A Day in the Life of Future Me

On slowing down long enough to picture what you are really building toward

There are certain times in life when reflection feels less optional.

Birthdays are one of them.

They have a way of making time feel louder. Even when you are grateful, even when life is moving, even when there is plenty to celebrate, a birthday can still bring you face to face with yourself. Not just with your age, but with your life. With what has changed, what has stayed the same, what feels closer than it once did, and what still feels like it is waiting somewhere out ahead of you.

I think that is part of why birthdays can feel both beautiful and a little tender. They mark time, yes, but they also invite perspective. They ask us, quietly and sometimes a little uncomfortably, whether the life we are living feels aligned with the life we have been trying to create.

That question matters.

It matters in life and in business, too, because so much of entrepreneurship is tied to vision. Not just the public version of vision, where you can name your goals and talk about growth, but the quieter version. The one that asks what kind of life all of this is meant to support.

That is the part I keep coming back to this week.

It is one thing to say you want success. It is another thing to picture the life around it.

To picture an ordinary day. To imagine what the morning feels like when the business you have been building is no longer just an idea you are trying to hold together, but something that fits into your life in a meaningful way. To think about how you begin your day, what fills your time, what no longer belongs there, and what kinds of peace, rhythm, or freedom have finally made their way into your everyday life.

I think many of us know how to name the goal, but not always how to picture the life around it.

We can say we want the business. We can say we want the income. We can say we want growth, stability, flexibility, and impact. But sometimes we have not slowed down long enough to ask what any of that actually looks like in real life. We have not let ourselves sit with the details long enough to see whether the future we are chasing even feels like ours.

That is why this kind of reflection matters.

Because it is possible to work hard for something and still never fully define it. It is possible to keep reaching for the next level without asking whether that level reflects the person you are becoming. It is possible to chase what sounds impressive and still feel disconnected from what you actually want.

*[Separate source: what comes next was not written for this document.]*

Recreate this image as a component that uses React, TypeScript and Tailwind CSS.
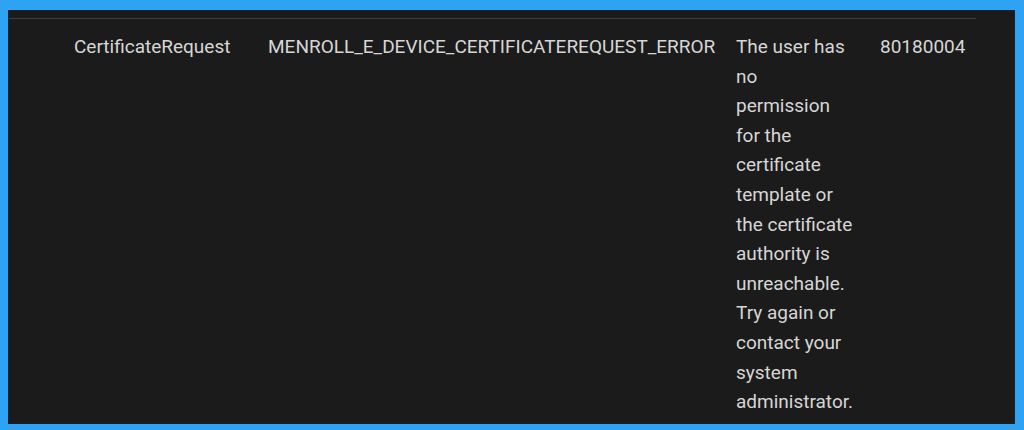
import React from "react";

const lines = [
  "The user has",
  "no",
  "permission",
  "for the",
  "certificate",
  "template or",
  "the certificate",
  "authority is",
  "unreachable.",
  "Try again or",
  "contact your",
  "system",
  "administrator.",
];

export default function App() {
  return (
    <div className="w-[1024px] h-[430px] bg-[#2ea3f4] pt-[10px] pl-[8px] pr-[9px] pb-[6px]">
      <div className="h-full bg-[#1b1b1b] border border-[#14202a] pt-[7px] pr-[38px] flex flex-col">
        <div className="h-px bg-[#3c3c3c]" />
        <div
          className="flex items-start pt-[13px] text-[19px] leading-[29.6px] text-[#d6d6d6]"
          style={{ fontFamily: "Roboto, 'Noto Sans', sans-serif" }}
        >
          <div className="w-[259px] pl-[65px] shrink-0">CertificateRequest</div>
          <div className="w-[468px] shrink-0">MENROLL_E_DEVICE_CERTIFICATEREQUEST_ERROR</div>
          <div className="w-[144px] shrink-0 flex flex-col">
            {lines.map((l) => (
              <span key={l}>{l}</span>
            ))}
          </div>
          <div>80180004</div>
        </div>
      </div>
    </div>
  );
}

And sometimes what we want is not more.

Sometimes it is different.

Different pace. Different boundaries. Different relationships with work. Different rhythms in the day. Different kinds of success. Different ways of feeling present in our own lives.


A question to sit with

When I picture the version of my life that feels most aligned, what do I see?

What feels present there that feels missing now?

A resource for your reflection

If you want help putting your vision into words, the free Entrepreneurial Vision Worksheet is a good place to start. It walks you through your bigger picture, what success looks like over time, and the kind of life and business you are trying to build.


There is something powerful about letting those questions sit without rushing to clean them up.

Without trying to make the answer smaller. Without immediately shifting into what feels practical. Without talking yourself out of what you want before it even has a chance to breathe.

That does not mean every detail of the future will unfold exactly as you imagine. Life has its own way of moving. People change. Priorities change. Circumstances change. But there is still something valuable about being honest enough to picture what draws you. What grounds you? What kind of life feels yours deeply?

Sometimes that picture tells the truth before words do.

Sometimes it reveals that what you have been craving is not simply achievement, but room. Room to think. Room to rest. Room to create. Room to enjoy what you have built. Room to be more fully yourself in the life you are shaping.

And maybe that is why this kind of reflection feels especially fitting this week.

A birthday is not just a marker of getting older. It can also be a marker of growing honesty. More aware. More willing to admit what still matters, what no longer fits, and what kind of life you do not want to keep postponing.

Your future self does not need to be imagined as perfect. That is not the point. The point is not perfection. The point is recognition.

When you picture the life you want, does it feel like something you can recognize as your own?

Does it reflect your values? Your peace? Your priorities? Your capacity? Does it feel like a life you would actually want to live, not just one that looks good from the outside?

Those are the questions worth carrying.

Because vision is not only about where you are going. It is also about learning to recognize what is calling you forward. And the more clearly you can picture the life you want, the easier it becomes to notice what belongs in it and what does not.

Maybe that is the gift of this week. Not pressure to have everything figured out, but permission to imagine your future with a little more honesty and a little more care.

To picture the day.
To picture the rhythm.
To picture the kind of life you are really building toward.

And to trust that seeing it clearly is part of how you begin moving closer to it.

Here’s to honoring where you are, appreciating how far you have come, and making room for the future that is still taking shape.

Crystal Johnson


OMAS Reflection

What does a normal day look like in the life I say I want?

What feels present in that future vision that I want more of now?

What is one small shift I can make to bring my current life into closer alignment with that vision?